As you might expect, the nativist anti-immigrant organizations that demand we build a double wall with “a flaming moat, filled with fireproof crocodiles” (h/t Stephen Colbert), and patrol the skies with armed predator drones to achieve 100% "border security" were none too happy. Mark Kirkorian of the nativist anti-immigrant Center for Immigration Studies responded with a post in the National Review (but of course) to Ezra Klein’s article.
Today, Ezra Kein gives Doug Massey a chance to reply in Who’re you going to believe on immigration? Mark Krikorian or your lying eyes?:
Klein’s article in The Washington Post summarized my work on Mexico-U.S. migration, which concludes that the huge increase in border enforcement since 1986 has backfired by reducing the rate of return for undocumented migration to Mexico rather than lowering the rate of undocumented departure for the United States.
This is a simple statement of empirical fact. Indeed, as stated in a recent report by the National Academy of Sciences, “rather than acting as a deterrent, increased enforcement appears to have other effects on migrant behavior: it increases the duration of trips and reduces the likelihood of return migration.”
The possibility that ever more border enforcement might actually be stupid and counterproductive is anathema to Kirkorian’s organization, the Center for Immigration Studies, which advocates strict controls on immigration. He therefore dismisses the finding as a “pet theory” articulated for nefarious political purposes. He then trundles out a dated chart of my own data and argues that it shows precisely the opposite of what I argue. Don’t believe your lyin’ eyes!
Well, seeing is believing and here I reproduce the latest update of that chart, which comes from the Web site of the Mexican Migration Project, which I co-direct with my colleague Jorge Durand. Since 1982, the MMP has surveyed tens of thousands of Mexicans on both sides of the border to create the largest and most reliable database available on Mexican migration to the United States. The MMP is an award-winning, publicly funded project whose design and results are subject to regular scientific peer-review. All data are publicly available from the project website and can be downloaded at any time should anyone wish to check our computations or do their own research.

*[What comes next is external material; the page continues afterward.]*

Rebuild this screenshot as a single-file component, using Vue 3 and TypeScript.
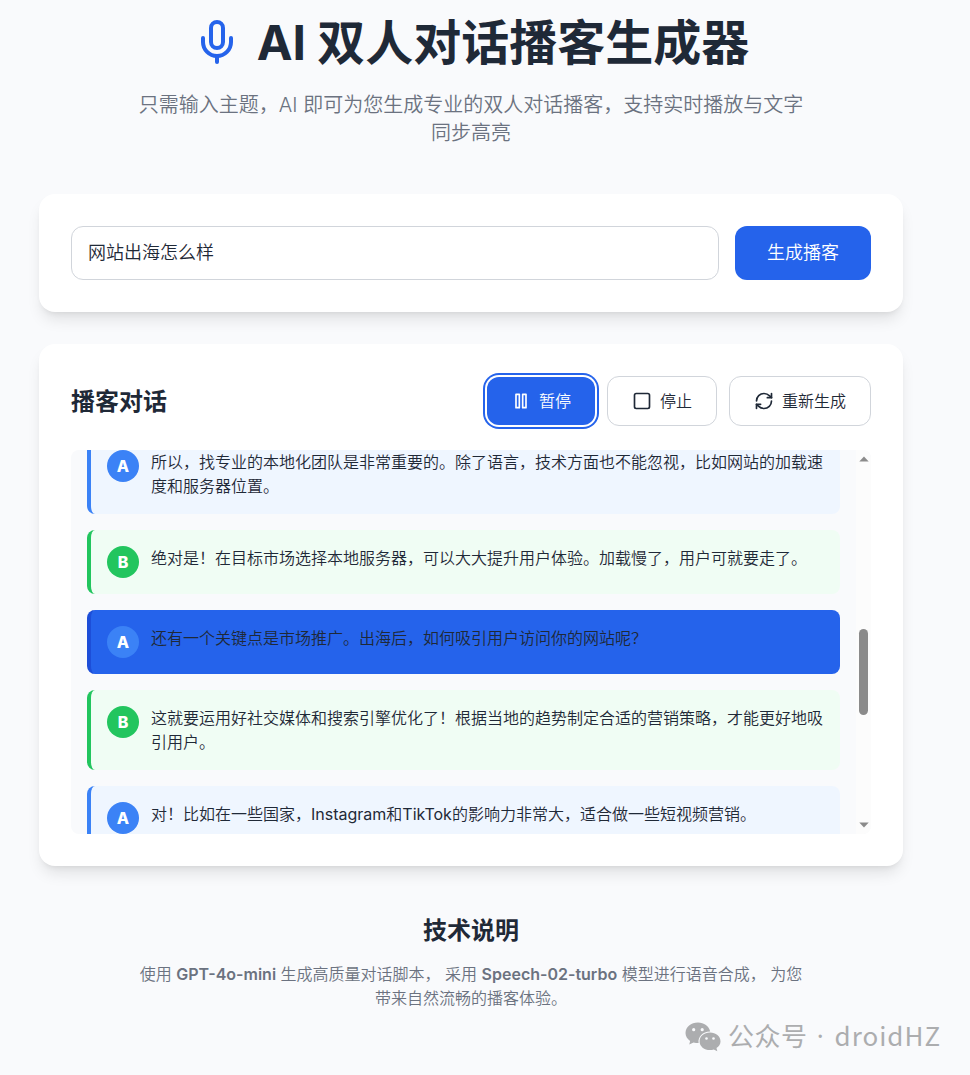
<script setup lang="ts">
import { ref } from 'vue'

interface Line {
  speaker: 'A' | 'B'
  text: string
}

const topic = ref('网站出海怎么样')
const current = ref(2)

const lines: Line[] = [
  { speaker: 'A', text: '所以，找专业的本地化团队是非常重要的。除了语言，技术方面也不能忽视，比如网站的加载速度和服务器位置。' },
  { speaker: 'B', text: '绝对是！在目标市场选择本地服务器，可以大大提升用户体验。加载慢了，用户可就要走了。' },
  { speaker: 'A', text: '还有一个关键点是市场推广。出海后，如何吸引用户访问你的网站呢？' },
  { speaker: 'B', text: '这就要运用好社交媒体和搜索引擎优化了！根据当地的趋势制定合适的营销策略，才能更好地吸引用户。' },
  { speaker: 'A', text: '对！比如在一些国家，Instagram和TikTok的影响力非常大，适合做一些短视频营销。' },
]

// Latin words get their own run so they can carry a regular weight.
const runs = (text: string): string[] => text.split(/([A-Za-z]+)/).filter(Boolean)
const isLatin = (run: string): boolean => /^[A-Za-z]/.test(run)
</script>

<template>
  <div class="page">
    <header class="hero">
      <h1 class="title">
        <svg class="mic" viewBox="0 0 24 24">
          <path d="M12 2a3 3 0 0 0-3 3v7a3 3 0 0 0 6 0V5a3 3 0 0 0-3-3Z" />
          <path d="M19 10v2a7 7 0 0 1-14 0v-2" />
          <path d="M12 19v3" />
        </svg>
        <span class="name">AI 双人对话播客生成器</span>
      </h1>
      <p class="subtitle">只需输入主题，AI 即可为您生成专业的双人对话播客，支持实时播放与文字同步高亮</p>
    </header>

    <section class="card form">
      <input v-model="topic" class="topic" type="text" />
      <button class="generate" type="button">生成播客</button>
    </section>

    <section class="card">
      <div class="toolbar">
        <h2 class="heading">播客对话</h2>
        <div class="actions">
          <button class="btn primary" type="button">
            <svg class="icon" viewBox="0 0 24 24">
              <rect x="6" y="4" width="4" height="16" />
              <rect x="14" y="4" width="4" height="16" />
            </svg>
            暂停
          </button>
          <button class="btn" type="button">
            <svg class="icon" viewBox="0 0 24 24">
              <rect x="3" y="3" width="18" height="18" rx="2" />
            </svg>
            停止
          </button>
          <button class="btn" type="button">
            <svg class="icon" viewBox="0 0 24 24">
              <path d="M3 12a9 9 0 0 1 9-9 9.75 9.75 0 0 1 6.74 2.74L21 8" />
              <path d="M21 3v5h-5" />
              <path d="M21 12a9 9 0 0 1-9 9 9.75 9.75 0 0 1-6.74-2.74L3 16" />
              <path d="M8 16H3v5" />
            </svg>
            重新生成
          </button>
        </div>
      </div>

      <div class="viewport">
        <div class="lines">
          <div
            v-for="(line, i) in lines"
            :key="i"
            class="line"
            :class="[line.speaker === 'A' ? 'host' : 'guest', { active: i === current }]"
          >
            <span class="avatar">{{ line.speaker }}</span>
            <p class="text"><span v-for="(run, r) in runs(line.text)" :key="r" :class="{ latin: isLatin(run) }">{{ run }}</span></p>
          </div>
        </div>
        <div class="scrollbar">
          <svg class="arrow" viewBox="0 0 10 6"><path d="M5 0.5 9.7 5.5H0.3Z" /></svg>
          <div class="track"><div class="thumb"></div></div>
          <svg class="arrow" viewBox="0 0 10 6"><path d="M5 5.5 9.7 0.5H0.3Z" /></svg>
        </div>
      </div>
    </section>

    <footer class="about">
      <h3 class="heading">技术说明</h3>
      <p class="note">
        使用 <strong>GPT-4o-mini</strong> 生成高质量对话脚本， 采用 <strong>Speech-02-turbo</strong> 模型进行语音合成， 为您带来自然流畅的播客体验。
      </p>
    </footer>

    <div class="watermark">
      <svg class="wechat" viewBox="0 0 36 30">
        <path d="M13 .5C6 .5.5 5 .5 11c0 3.300 1.800 6 4.600 8L4.300 22.600l4.200-2.200c1.700.5 3.200.7 5.100.7C12.600 14.500 18 9.200 25.200 9.400 24 4.200 19 .5 13 .5Z" />
        <path d="M25 10.600c-5.800 0-10.400 3.900-10.400 8.800S19.200 28 25 28c1.300 0 2.600-.2 3.800-.6l3.500 1.900-.8-3.200c2.400-1.700 4-4 4-6.700 0-4.900-4.700-8.800-10.500-8.800Z" />
        <g class="eyes">
          <circle cx="8.700" cy="7.700" r="1.600" />
          <circle cx="17.200" cy="7.700" r="1.600" />
          <circle cx="21.500" cy="16.500" r="1.300" />
          <circle cx="28.500" cy="16.500" r="1.300" />
        </g>
      </svg>
      <span>公众号</span>
      <span class="dot">·</span>
      <span class="account">droidHZ</span>
    </div>
  </div>
</template>

<style>
html,
body {
  margin: 0;
  background: #f9fafc;
}
</style>

<style scoped>
.page {
  position: relative;
  box-sizing: border-box;
  width: 970px;
  height: 1075px;
  padding: 10px 67px 0 39px;
  overflow: hidden;
  background: #f9fafc;
  color: #1f2937;
  font: 350 16px/24px Inter, 'Noto Sans CJK SC', sans-serif;
}

h1,
h2,
h3,
p {
  margin: 0;
}

.hero {
  height: 184px;
  text-align: center;
}

.title {
  display: flex;
  align-items: center;
  justify-content: center;
  gap: 16px;
  height: 64px;
  font-size: 48px;
  line-height: 64px;
  font-weight: 700;
  white-space: nowrap;
}

.name {
  padding-top: 2px;
}

.mic {
  width: 48px;
  height: 48px;
  fill: none;
  stroke: #2563eb;
  stroke-width: 2;
  stroke-linecap: round;
  stroke-linejoin: round;
}

.subtitle {
  width: 672px;
  margin: 17px auto 0;
  color: #6b7280;
  font-size: 20px;
  line-height: 28px;
}

.card {
  box-sizing: border-box;
  margin-bottom: 32px;
  padding: 32px;
  border-radius: 16px;
  background: #fff;
  box-shadow: 0 10px 15px -3px rgba(0, 0, 0, 0.1), 0 4px 6px -4px rgba(0, 0, 0, 0.1);
}

.form {
  display: flex;
  gap: 16px;
  height: 118px;
}

.topic {
  box-sizing: border-box;
  flex: 1;
  min-width: 0;
  padding: 0 16px;
  border: 1px solid #d1d5db;
  border-radius: 12px;
  outline: none;
  background: #fff;
  color: inherit;
  font: inherit;
  font-size: 18px;
}

.generate {
  width: 136px;
  padding: 0;
  border: 0;
  border-radius: 12px;
  background: #2563eb;
  color: #fff;
  font: inherit;
  font-size: 18px;
}

.toolbar {
  display: flex;
  align-items: center;
  justify-content: space-between;
  height: 50px;
  margin-bottom: 24px;
}

.heading {
  padding-top: 1px;
  font-size: 24px;
  line-height: 32px;
  font-weight: 700;
}

.actions {
  display: flex;
  align-items: center;
  gap: 12px;
}

.btn {
  display: flex;
  align-items: center;
  gap: 8px;
  padding: 12px 24px;
  border: 1px solid #d1d5db;
  border-radius: 12px;
  background: #fff;
  color: inherit;
  font: inherit;
}

.primary {
  border: 0;
  background: #2563eb;
  color: #fff;
  box-shadow: 0 0 0 2px #fff, 0 0 0 4px #2563eb;
}

.icon {
  width: 20px;
  height: 20px;
  fill: none;
  stroke: currentColor;
  stroke-width: 2;
  stroke-linecap: round;
  stroke-linejoin: round;
}

.viewport {
  display: flex;
  height: 384px;
  overflow: hidden;
  border-radius: 8px;
  background: #f9fafc;
}

.lines {
  display: flex;
  flex: 1;
  flex-direction: column;
  gap: 16px;
  margin-top: -32px;
  padding: 16px;
}

.line {
  display: flex;
  flex-shrink: 0;
  gap: 12px;
  align-items: flex-start;
  padding: 16px;
  border-left: 4px solid;
  border-radius: 8px;
}

.host {
  border-color: #3b82f6;
  background: #eff6ff;
}

.guest {
  border-color: #22c55e;
  background: #f0fdf4;
}

.line.active {
  border-color: #1d4ed8;
  background: #2563eb;
}

.avatar {
  flex: none;
  width: 32px;
  height: 32px;
  border-radius: 50%;
  color: #fff;
  line-height: 32px;
  font-weight: 800;
  text-align: center;
}

.host .avatar {
  background: #3b82f6;
}

.guest .avatar {
  background: #22c55e;
}

.text {
  flex: 1;
}

.latin {
  font-weight: 400;
}

.scrollbar {
  display: flex;
  flex-direction: column;
  align-items: center;
  box-sizing: border-box;
  width: 15px;
  padding: 6px 0;
  background: #fcfcfc;
}

.arrow {
  width: 10px;
  height: 6px;
  fill: #8b8b8b;
}

.track {
  flex: 1;
}

.thumb {
  width: 9px;
  height: 86px;
  margin-top: 167px;
  border-radius: 5px;
  background: #8b8b8b;
}

.about {
  padding-top: 16px;
  text-align: center;
}

.note {
  width: 672px;
  margin: 15px auto 0;
  color: #6b7280;
}

.note strong {
  font-weight: 600;
}

.watermark {
  position: absolute;
  top: 1019px;
  left: 685px;
  display: flex;
  align-items: center;
  height: 32px;
  color: #acadaf;
  font: 400 26px/32px 'Noto Sans CJK SC', sans-serif;
  letter-spacing: 0.5px;
  white-space: nowrap;
}

.wechat {
  width: 36px;
  height: 30px;
  margin: 4px 7px 0 0;
  fill: #acadaf;
}

.dot {
  width: 26px;
  font-family: 'Noto Sans', sans-serif;
  text-align: center;
}

.account {
  margin-left: 1px;
  letter-spacing: 1px;
}

.eyes {
  fill: #f9fafc;
}
</style>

The chart I reproduce presents the probability of returning to Mexico within 12 months of entering the United States on a first undocumented trip. The probability is computed by year from 1965 through 2010 using life history data gathered from representative interviews done with some 24,000 household heads. As can be seen, the likelihood of return migration was quite high through 1986, when Congress passed the Immigration Reform and Control Act to initiate the militarization of the border. In that year, the probability of return migration stood at 0.60, meaning that 60% of all undocumented migrants returned to Mexico within a year of entering the United States.
Thereafter the return probability began to fall, reaching just 0.48 in 1993. In that year, however, the U.S. Border Patrol launched Operation Blockade in El Paso and followed up in 1994 with Operation Gatekeeper in San Diego. These intensive operations sought to seal off the two busiest border-crossing sectors. Rather than reducing the inflow, however, this intensification of enforcement caused the probability of return migration to fall even faster, ultimately reducing it to an all-time low of 0.08 in 2010.
As I look at the figure, it clearly supports the conclusions of the National Academy of Sciences panel and contradicts the views of Mr. Kirkorian and the Center for Immigration Studies. But readers can draw their own conclusions.
Once again, we are having the wrong conversation about policy in Washington, because the discussion is driven by ignorance, fear, prejudice, and partisan politics.